Stone’s ‘myth busting’ talk is one out of 70 given at the festival. This is the first edition, organised by the UT and het Genootschap voor Risicomanagement, of what should become an annual event, as per the organizers. The festival is mostly aimed at companies although there are also students among the 300+ visitors. The schedule is packed and the several large posters with directions and timetables are no frivolous luxury.
Making risk less cloudy
Stone, who recently arrived form the United States, not only talks about dragons but also about sharks. In fact, the whole talk is a surprising combination of technological jargon as well as light-hearted jokes and a few surprises. The shark is a good example of the latter. Stone: ‘Did you know that Google faces shark attacks on its transatlantic cables? Even those cables need to be made resilient to withstand such a risk.’
Sharks are exemplary of not just the depth but also the scale that Google needs to operate on to protect its services. This goes beyond security measures and even enters the political stage, Stone explains. When asked about the recent controversy in the Netherlands surrounding the ‘sleepwet’, Stone said: ‘Google actively tries to reject requests from governments to access their (search) data, unless they are required to do so by law.’

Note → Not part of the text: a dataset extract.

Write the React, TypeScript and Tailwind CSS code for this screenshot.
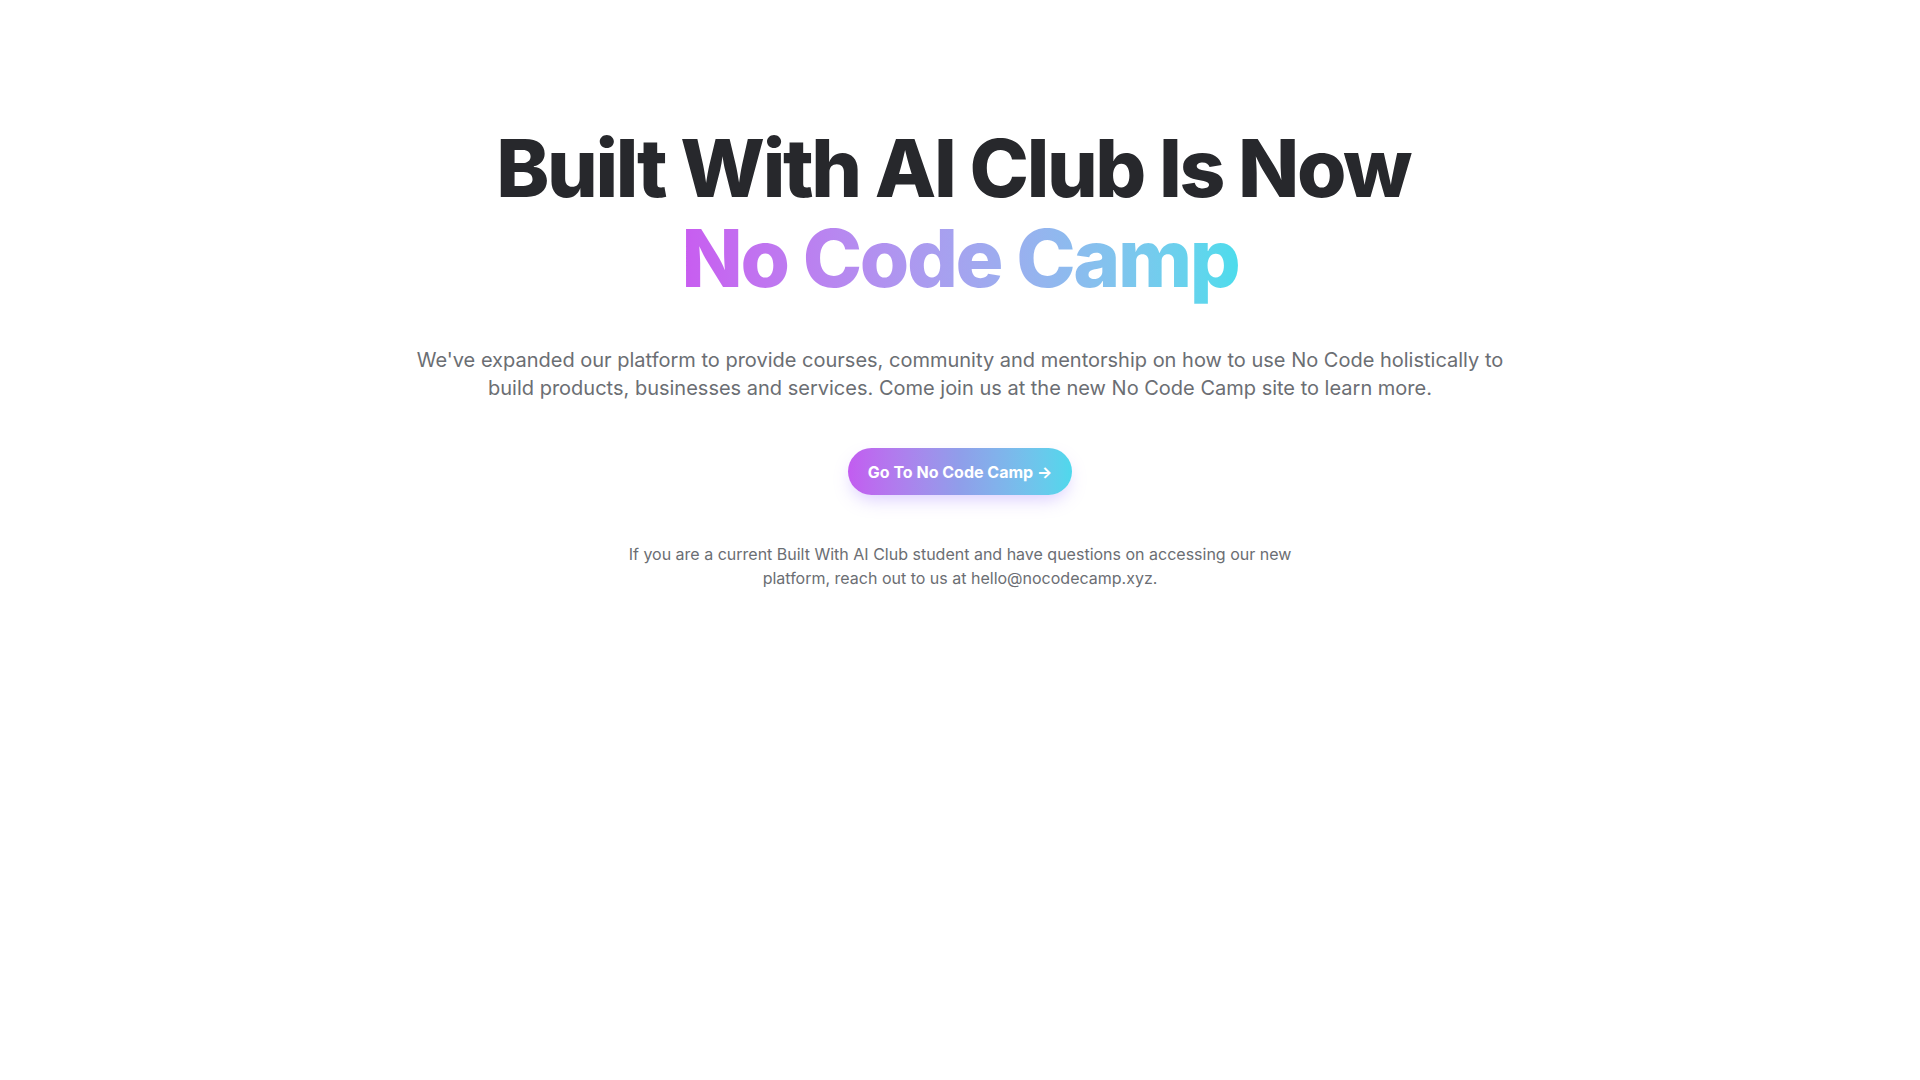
import React from "react";

export default function App() {
  return (
    <div
      className="min-h-screen w-full bg-white flex flex-col items-center pt-[123px]"
      style={{ fontFamily: "Inter, 'Noto Sans', sans-serif" }}
    >
      <h1 className="text-center text-[80px] leading-[90px] font-extrabold tracking-[-0.03em] text-[#27282c]">
        <span className="block pr-[14px]">Built With AI Club Is Now</span>
        <span className="inline-block bg-gradient-to-r from-[#c85cf0] to-[#4cdcec] bg-clip-text text-transparent pb-1 -mb-1">
          No Code Camp
        </span>
      </h1>
      <p className="mt-[43px] max-w-[1100px] text-center text-xl leading-7 text-[#6b6e73]">
        We've expanded our platform to provide courses, community and mentorship on how to use No Code holistically to
        build products, businesses and services. Come join us at the new No Code Camp site to learn more.
      </p>
      <a
        href="#"
        className="mt-[46px] h-[47px] px-5 flex items-center justify-center rounded-full bg-gradient-to-r from-[#c25cf0] via-[#8f9eea] to-[#4fd8ec] text-white text-base font-bold shadow-[0_8px_18px_-4px_rgba(170,140,255,0.45)]"
      >
        Go To No Code Camp →
      </a>
      <p className="mt-[47px] max-w-[680px] text-center text-base leading-6 text-[#6b6e73]">
        If you are a current Built With AI Club student and have questions on accessing our new platform, reach out to
        us at hello@nocodecamp.xyz.
      </p>
    </div>
  );
}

‘These government requests are all listed by Google on their website’, he continues. ‘It is this transparency that is the key to obtaining people’s trust and ultimately debunking the myth.’ Another way to do this, is by actively helping people who are under attack from hacker groups. Stone said that Google recently helped someone who faced a 350 gigabit-per-second DDoS-attack by letting the Google servers sustain the brunt of it. This also helps in making their own system more resilient.
The road to resilience
Sharks and facing hacking attacks as a form of charity, it’s perhaps not what first comes to mind when you think of ‘risk’ and ‘Google’. This unpredictable nature of risk can be seen as one of the underlying themes of the festival. After all, the definition of resilience is that you can recover from any risks or difficulties. Herein lies the challenge: how do we build up the capacity to be resilient against the unknown?